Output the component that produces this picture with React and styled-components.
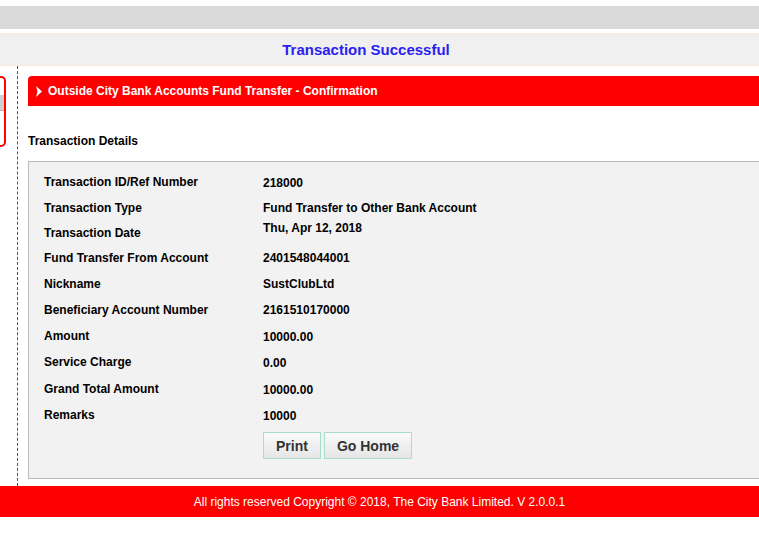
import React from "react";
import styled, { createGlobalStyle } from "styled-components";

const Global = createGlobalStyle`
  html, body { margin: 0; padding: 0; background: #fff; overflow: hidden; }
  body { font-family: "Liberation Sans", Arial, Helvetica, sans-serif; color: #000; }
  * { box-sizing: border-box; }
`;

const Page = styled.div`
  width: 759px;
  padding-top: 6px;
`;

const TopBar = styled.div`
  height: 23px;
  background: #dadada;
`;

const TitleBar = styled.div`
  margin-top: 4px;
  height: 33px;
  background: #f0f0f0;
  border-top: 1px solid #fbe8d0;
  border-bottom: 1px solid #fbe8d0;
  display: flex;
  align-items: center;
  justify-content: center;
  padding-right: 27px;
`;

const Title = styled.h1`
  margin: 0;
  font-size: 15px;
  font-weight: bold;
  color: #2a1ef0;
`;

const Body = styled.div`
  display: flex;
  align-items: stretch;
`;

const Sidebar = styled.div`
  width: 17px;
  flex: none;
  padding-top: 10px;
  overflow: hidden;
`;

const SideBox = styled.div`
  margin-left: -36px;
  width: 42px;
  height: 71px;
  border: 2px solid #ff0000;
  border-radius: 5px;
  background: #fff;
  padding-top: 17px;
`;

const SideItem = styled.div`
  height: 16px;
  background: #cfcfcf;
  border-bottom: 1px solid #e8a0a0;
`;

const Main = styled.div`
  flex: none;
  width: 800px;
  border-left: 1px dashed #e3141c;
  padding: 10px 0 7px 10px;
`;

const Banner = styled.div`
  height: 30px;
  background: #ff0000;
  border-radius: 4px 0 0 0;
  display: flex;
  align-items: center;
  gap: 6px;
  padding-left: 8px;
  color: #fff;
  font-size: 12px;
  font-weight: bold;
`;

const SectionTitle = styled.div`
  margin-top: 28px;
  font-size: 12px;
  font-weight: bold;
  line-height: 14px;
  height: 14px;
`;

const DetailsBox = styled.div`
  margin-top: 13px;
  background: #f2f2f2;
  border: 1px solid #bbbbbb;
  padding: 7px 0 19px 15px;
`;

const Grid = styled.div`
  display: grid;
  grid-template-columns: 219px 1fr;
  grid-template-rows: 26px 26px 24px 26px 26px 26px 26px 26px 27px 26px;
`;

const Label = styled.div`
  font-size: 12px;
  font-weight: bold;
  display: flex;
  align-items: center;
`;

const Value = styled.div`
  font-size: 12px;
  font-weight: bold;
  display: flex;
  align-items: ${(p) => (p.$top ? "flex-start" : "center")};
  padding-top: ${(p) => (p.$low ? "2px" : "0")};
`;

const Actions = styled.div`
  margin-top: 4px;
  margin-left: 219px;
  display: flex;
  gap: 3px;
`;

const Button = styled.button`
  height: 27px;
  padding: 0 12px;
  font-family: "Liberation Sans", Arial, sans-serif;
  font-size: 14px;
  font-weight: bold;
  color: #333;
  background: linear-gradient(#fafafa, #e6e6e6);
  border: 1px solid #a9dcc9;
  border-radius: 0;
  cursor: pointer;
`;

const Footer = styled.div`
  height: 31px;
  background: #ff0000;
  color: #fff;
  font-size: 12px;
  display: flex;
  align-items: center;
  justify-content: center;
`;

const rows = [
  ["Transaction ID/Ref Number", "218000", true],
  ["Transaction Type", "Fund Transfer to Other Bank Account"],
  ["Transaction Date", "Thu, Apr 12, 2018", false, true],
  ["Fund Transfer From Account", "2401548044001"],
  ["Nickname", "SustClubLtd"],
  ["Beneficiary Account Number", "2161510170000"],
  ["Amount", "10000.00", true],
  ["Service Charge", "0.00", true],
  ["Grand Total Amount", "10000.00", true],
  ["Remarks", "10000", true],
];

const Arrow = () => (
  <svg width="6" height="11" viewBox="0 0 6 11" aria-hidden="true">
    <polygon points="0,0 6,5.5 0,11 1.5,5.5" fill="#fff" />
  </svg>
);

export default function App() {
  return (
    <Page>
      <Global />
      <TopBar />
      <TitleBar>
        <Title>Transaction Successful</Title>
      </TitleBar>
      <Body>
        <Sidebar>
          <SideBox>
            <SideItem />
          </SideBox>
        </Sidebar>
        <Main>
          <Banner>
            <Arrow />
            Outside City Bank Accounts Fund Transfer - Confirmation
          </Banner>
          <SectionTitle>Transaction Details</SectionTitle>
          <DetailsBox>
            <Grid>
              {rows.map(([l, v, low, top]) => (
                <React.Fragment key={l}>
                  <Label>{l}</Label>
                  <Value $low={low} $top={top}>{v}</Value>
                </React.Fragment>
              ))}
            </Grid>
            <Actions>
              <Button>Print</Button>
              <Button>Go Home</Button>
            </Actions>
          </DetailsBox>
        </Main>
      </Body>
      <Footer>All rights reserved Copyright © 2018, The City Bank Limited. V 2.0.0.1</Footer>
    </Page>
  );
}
:::::
** WHAT IS NEEDED **
The data should be printed again unchanged; leave its pictures out.

** EXERCISE ANSWER **
Output the component that produces this picture with React and styled-components.
import React from "react";
import styled, { createGlobalStyle } from "styled-components";

const Global = createGlobalStyle`
  html, body { margin: 0; padding: 0; background: #fff; overflow: hidden; }
  body { font-family: "Liberation Sans", Arial, Helvetica, sans-serif; color: #000; }
  * { box-sizing: border-box; }
`;

const Page = styled.div`
  width: 759px;
  padding-top: 6px;
`;

const TopBar = styled.div`
  height: 23px;
  background: #dadada;
`;

const TitleBar = styled.div`
  margin-top: 4px;
  height: 33px;
  background: #f0f0f0;
  border-top: 1px solid #fbe8d0;
  border-bottom: 1px solid #fbe8d0;
  display: flex;
  align-items: center;
  justify-content: center;
  padding-right: 27px;
`;

const Title = styled.h1`
  margin: 0;
  font-size: 15px;
  font-weight: bold;
  color: #2a1ef0;
`;

const Body = styled.div`
  display: flex;
  align-items: stretch;
`;

const Sidebar = styled.div`
  width: 17px;
  flex: none;
  padding-top: 10px;
  overflow: hidden;
`;

const SideBox = styled.div`
  margin-left: -36px;
  width: 42px;
  height: 71px;
  border: 2px solid #ff0000;
  border-radius: 5px;
  background: #fff;
  padding-top: 17px;
`;

const SideItem = styled.div`
  height: 16px;
  background: #cfcfcf;
  border-bottom: 1px solid #e8a0a0;
`;

const Main = styled.div`
  flex: none;
  width: 800px;
  border-left: 1px dashed #e3141c;
  padding: 10px 0 7px 10px;
`;

const Banner = styled.div`
  height: 30px;
  background: #ff0000;
  border-radius: 4px 0 0 0;
  display: flex;
  align-items: center;
  gap: 6px;
  padding-left: 8px;
  color: #fff;
  font-size: 12px;
  font-weight: bold;
`;

const SectionTitle = styled.div`
  margin-top: 28px;
  font-size: 12px;
  font-weight: bold;
  line-height: 14px;
  height: 14px;
`;

const DetailsBox = styled.div`
  margin-top: 13px;
  background: #f2f2f2;
  border: 1px solid #bbbbbb;
  padding: 7px 0 19px 15px;
`;

const Grid = styled.div`
  display: grid;
  grid-template-columns: 219px 1fr;
  grid-template-rows: 26px 26px 24px 26px 26px 26px 26px 26px 27px 26px;
`;

const Label = styled.div`
  font-size: 12px;
  font-weight: bold;
  display: flex;
  align-items: center;
`;

const Value = styled.div`
  font-size: 12px;
  font-weight: bold;
  display: flex;
  align-items: ${(p) => (p.$top ? "flex-start" : "center")};
  padding-top: ${(p) => (p.$low ? "2px" : "0")};
`;

const Actions = styled.div`
  margin-top: 4px;
  margin-left: 219px;
  display: flex;
  gap: 3px;
`;

const Button = styled.button`
  height: 27px;
  padding: 0 12px;
  font-family: "Liberation Sans", Arial, sans-serif;
  font-size: 14px;
  font-weight: bold;
  color: #333;
  background: linear-gradient(#fafafa, #e6e6e6);
  border: 1px solid #a9dcc9;
  border-radius: 0;
  cursor: pointer;
`;

const Footer = styled.div`
  height: 31px;
  background: #ff0000;
  color: #fff;
  font-size: 12px;
  display: flex;
  align-items: center;
  justify-content: center;
`;

const rows = [
  ["Transaction ID/Ref Number", "218000", true],
  ["Transaction Type", "Fund Transfer to Other Bank Account"],
  ["Transaction Date", "Thu, Apr 12, 2018", false, true],
  ["Fund Transfer From Account", "2401548044001"],
  ["Nickname", "SustClubLtd"],
  ["Beneficiary Account Number", "2161510170000"],
  ["Amount", "10000.00", true],
  ["Service Charge", "0.00", true],
  ["Grand Total Amount", "10000.00", true],
  ["Remarks", "10000", true],
];

const Arrow = () => (
  <svg width="6" height="11" viewBox="0 0 6 11" aria-hidden="true">
    <polygon points="0,0 6,5.5 0,11 1.5,5.5" fill="#fff" />
  </svg>
);

export default function App() {
  return (
    <Page>
      <Global />
      <TopBar />
      <TitleBar>
        <Title>Transaction Successful</Title>
      </TitleBar>
      <Body>
        <Sidebar>
          <SideBox>
            <SideItem />
          </SideBox>
        </Sidebar>
        <Main>
          <Banner>
            <Arrow />
            Outside City Bank Accounts Fund Transfer - Confirmation
          </Banner>
          <SectionTitle>Transaction Details</SectionTitle>
          <DetailsBox>
            <Grid>
              {rows.map(([l, v, low, top]) => (
                <React.Fragment key={l}>
                  <Label>{l}</Label>
                  <Value $low={low} $top={top}>{v}</Value>
                </React.Fragment>
              ))}
            </Grid>
            <Actions>
              <Button>Print</Button>
              <Button>Go Home</Button>
            </Actions>
          </DetailsBox>
        </Main>
      </Body>
      <Footer>All rights reserved Copyright © 2018, The City Bank Limited. V 2.0.0.1</Footer>
    </Page>
  );
}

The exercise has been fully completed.